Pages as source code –
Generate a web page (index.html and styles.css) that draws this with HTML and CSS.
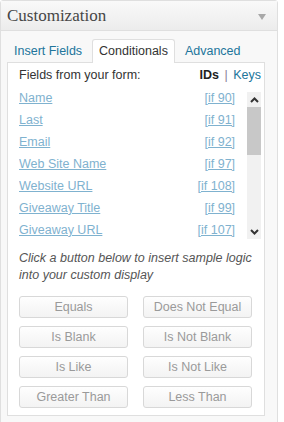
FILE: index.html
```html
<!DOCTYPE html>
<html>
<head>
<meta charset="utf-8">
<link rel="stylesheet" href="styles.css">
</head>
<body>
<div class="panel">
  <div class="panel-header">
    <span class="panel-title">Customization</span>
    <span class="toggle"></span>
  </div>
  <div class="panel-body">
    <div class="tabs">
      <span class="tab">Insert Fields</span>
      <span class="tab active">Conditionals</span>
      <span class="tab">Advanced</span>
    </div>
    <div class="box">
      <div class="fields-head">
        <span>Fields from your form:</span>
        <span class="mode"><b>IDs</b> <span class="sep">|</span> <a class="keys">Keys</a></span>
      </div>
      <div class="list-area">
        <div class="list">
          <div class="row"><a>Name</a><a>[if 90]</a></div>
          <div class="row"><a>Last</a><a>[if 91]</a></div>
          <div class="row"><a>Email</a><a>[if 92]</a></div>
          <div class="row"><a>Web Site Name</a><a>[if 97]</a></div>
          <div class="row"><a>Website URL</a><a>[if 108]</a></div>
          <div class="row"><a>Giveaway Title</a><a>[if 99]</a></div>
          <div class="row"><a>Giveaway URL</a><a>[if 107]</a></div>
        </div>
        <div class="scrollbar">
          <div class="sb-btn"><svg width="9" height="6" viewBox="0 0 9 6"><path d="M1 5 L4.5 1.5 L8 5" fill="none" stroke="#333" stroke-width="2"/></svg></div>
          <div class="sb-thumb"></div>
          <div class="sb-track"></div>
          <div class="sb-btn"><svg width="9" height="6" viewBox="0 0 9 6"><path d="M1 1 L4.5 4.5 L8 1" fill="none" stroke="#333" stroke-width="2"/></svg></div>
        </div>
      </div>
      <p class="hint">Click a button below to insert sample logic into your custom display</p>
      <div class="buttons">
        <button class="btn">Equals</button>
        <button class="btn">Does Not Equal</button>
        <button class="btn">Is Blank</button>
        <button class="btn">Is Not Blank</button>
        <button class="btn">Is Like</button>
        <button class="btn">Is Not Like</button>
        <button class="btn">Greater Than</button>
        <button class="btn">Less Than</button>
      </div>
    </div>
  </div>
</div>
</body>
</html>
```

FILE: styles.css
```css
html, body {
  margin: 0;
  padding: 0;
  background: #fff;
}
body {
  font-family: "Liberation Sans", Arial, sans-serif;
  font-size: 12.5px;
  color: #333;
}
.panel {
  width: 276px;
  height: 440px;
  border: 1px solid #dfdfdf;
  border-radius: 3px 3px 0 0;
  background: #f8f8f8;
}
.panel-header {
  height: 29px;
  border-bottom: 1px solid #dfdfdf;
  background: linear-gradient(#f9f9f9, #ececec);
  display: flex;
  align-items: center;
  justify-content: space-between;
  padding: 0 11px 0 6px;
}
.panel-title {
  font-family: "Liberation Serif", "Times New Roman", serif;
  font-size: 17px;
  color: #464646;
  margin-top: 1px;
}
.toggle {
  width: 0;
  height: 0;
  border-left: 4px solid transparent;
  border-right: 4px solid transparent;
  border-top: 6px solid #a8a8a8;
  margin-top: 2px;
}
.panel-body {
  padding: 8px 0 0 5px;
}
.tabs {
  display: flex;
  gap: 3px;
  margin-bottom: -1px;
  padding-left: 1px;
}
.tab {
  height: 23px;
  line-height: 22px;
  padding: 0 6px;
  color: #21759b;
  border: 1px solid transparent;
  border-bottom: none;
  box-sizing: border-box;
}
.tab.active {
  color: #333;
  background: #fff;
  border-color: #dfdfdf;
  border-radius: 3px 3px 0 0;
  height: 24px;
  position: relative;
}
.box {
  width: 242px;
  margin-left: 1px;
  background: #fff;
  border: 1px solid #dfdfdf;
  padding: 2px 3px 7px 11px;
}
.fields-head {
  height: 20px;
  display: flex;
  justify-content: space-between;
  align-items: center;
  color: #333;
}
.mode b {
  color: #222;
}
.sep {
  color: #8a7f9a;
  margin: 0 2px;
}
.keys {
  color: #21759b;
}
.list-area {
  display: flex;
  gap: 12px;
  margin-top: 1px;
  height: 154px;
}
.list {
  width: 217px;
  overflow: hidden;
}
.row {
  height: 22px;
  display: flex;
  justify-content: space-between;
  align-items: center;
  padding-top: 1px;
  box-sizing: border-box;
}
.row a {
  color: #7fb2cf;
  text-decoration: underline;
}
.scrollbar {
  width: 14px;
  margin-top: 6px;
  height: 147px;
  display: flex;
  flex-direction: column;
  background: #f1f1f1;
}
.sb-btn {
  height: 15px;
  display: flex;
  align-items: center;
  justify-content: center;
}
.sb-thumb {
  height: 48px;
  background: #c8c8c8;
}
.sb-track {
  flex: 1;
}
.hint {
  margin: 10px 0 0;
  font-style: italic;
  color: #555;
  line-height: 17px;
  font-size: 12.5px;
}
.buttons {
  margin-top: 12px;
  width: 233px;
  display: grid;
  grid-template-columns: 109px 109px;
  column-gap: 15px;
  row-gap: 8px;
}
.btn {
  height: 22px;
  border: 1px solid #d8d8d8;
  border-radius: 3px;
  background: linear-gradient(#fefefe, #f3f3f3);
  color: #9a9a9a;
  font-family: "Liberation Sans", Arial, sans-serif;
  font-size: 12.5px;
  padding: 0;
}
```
---
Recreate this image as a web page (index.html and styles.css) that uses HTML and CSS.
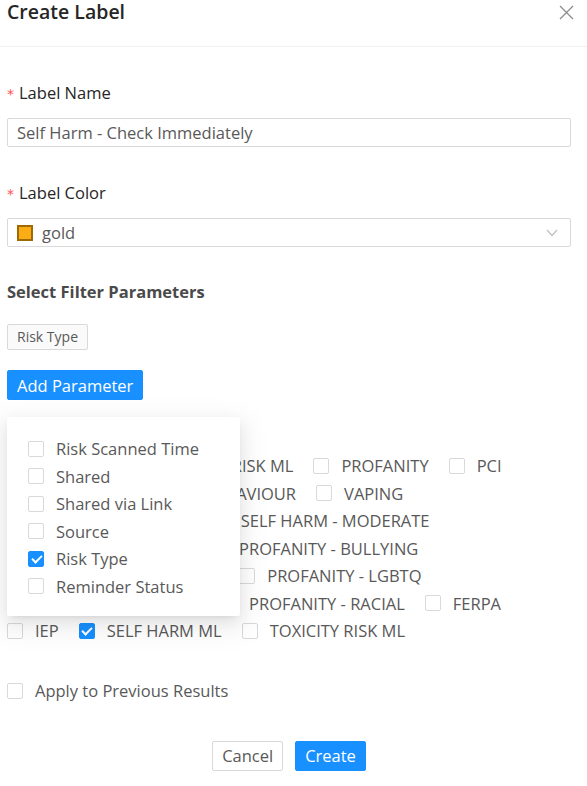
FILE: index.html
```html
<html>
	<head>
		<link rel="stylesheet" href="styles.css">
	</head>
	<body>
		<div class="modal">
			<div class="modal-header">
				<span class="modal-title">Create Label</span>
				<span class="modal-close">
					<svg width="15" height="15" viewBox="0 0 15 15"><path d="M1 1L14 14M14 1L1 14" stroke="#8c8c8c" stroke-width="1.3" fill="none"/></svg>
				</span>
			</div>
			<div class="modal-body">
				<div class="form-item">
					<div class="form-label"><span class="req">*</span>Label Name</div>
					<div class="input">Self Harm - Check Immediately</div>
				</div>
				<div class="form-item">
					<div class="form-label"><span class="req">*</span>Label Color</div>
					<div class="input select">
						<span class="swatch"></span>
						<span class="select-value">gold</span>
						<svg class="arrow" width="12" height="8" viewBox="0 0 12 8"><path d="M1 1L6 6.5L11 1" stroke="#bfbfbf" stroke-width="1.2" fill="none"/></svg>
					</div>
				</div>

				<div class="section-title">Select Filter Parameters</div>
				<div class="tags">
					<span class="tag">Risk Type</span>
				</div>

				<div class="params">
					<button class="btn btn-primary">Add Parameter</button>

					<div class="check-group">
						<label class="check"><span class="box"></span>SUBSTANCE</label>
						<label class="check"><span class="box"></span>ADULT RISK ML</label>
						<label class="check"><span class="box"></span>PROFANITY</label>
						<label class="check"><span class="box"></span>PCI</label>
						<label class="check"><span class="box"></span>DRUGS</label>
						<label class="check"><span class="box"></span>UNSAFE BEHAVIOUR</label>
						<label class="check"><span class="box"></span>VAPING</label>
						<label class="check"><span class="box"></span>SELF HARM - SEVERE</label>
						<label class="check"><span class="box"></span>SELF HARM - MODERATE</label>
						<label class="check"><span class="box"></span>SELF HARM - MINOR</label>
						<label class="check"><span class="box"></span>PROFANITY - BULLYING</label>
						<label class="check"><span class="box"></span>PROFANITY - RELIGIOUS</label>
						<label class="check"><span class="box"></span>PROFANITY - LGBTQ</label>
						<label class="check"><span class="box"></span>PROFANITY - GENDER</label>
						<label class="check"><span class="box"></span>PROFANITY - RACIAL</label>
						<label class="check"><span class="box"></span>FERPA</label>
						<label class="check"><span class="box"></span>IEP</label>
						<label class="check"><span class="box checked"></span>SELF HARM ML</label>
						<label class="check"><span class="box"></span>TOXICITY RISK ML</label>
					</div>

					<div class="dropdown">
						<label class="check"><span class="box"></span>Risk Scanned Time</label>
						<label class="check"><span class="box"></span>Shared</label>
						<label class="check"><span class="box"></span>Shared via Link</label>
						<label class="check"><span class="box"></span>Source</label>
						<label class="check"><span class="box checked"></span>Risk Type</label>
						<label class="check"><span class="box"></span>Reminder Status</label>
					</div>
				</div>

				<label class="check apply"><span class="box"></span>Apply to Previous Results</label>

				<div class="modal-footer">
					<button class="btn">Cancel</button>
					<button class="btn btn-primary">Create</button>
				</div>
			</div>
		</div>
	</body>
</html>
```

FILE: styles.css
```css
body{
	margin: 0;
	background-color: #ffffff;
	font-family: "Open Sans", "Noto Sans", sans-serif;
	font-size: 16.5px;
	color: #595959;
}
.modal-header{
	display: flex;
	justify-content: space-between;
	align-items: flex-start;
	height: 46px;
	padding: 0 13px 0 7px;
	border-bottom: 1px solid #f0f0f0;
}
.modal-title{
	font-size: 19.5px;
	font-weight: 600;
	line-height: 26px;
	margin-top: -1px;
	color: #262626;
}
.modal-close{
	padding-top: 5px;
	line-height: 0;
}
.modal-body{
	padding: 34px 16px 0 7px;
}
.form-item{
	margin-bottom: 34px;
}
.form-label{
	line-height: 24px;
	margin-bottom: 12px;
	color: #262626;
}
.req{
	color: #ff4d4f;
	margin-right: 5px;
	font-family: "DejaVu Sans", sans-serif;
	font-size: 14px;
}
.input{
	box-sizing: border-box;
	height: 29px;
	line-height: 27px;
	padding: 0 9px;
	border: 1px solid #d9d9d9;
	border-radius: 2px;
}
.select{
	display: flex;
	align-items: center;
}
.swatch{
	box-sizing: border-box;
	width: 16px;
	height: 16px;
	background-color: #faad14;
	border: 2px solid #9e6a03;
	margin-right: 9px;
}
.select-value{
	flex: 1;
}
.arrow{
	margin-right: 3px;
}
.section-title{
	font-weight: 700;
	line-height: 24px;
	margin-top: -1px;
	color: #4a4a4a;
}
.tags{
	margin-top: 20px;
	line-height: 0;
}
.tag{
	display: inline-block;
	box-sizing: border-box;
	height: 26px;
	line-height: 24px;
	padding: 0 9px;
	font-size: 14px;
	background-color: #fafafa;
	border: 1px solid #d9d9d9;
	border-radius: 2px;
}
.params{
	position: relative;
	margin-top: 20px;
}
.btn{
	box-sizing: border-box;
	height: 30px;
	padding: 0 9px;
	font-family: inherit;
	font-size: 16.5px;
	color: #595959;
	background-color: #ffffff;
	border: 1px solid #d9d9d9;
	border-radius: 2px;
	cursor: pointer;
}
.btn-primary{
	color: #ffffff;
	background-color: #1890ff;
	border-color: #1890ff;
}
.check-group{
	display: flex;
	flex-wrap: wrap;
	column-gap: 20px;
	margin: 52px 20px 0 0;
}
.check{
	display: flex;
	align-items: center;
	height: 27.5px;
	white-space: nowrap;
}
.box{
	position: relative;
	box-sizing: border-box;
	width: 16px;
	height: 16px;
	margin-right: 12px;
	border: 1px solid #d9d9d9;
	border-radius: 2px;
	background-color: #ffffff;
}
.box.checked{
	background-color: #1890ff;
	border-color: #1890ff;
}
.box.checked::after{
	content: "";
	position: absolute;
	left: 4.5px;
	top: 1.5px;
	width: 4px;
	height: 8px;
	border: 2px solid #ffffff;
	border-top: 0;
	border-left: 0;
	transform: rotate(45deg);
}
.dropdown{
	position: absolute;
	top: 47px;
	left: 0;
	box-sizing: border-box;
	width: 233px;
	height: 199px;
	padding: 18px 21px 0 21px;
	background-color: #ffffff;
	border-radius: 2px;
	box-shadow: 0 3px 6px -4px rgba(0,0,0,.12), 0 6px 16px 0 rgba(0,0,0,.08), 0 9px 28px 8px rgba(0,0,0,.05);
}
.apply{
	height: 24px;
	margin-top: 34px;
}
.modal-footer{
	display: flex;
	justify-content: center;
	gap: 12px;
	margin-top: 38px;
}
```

Exercise directions – Pull out each line of the records holding the string "this".

Exercise solution –
Generate a web page (index.html and styles.css) that draws this with HTML and CSS.
Recreate this image as a web page (index.html and styles.css) that uses HTML and CSS.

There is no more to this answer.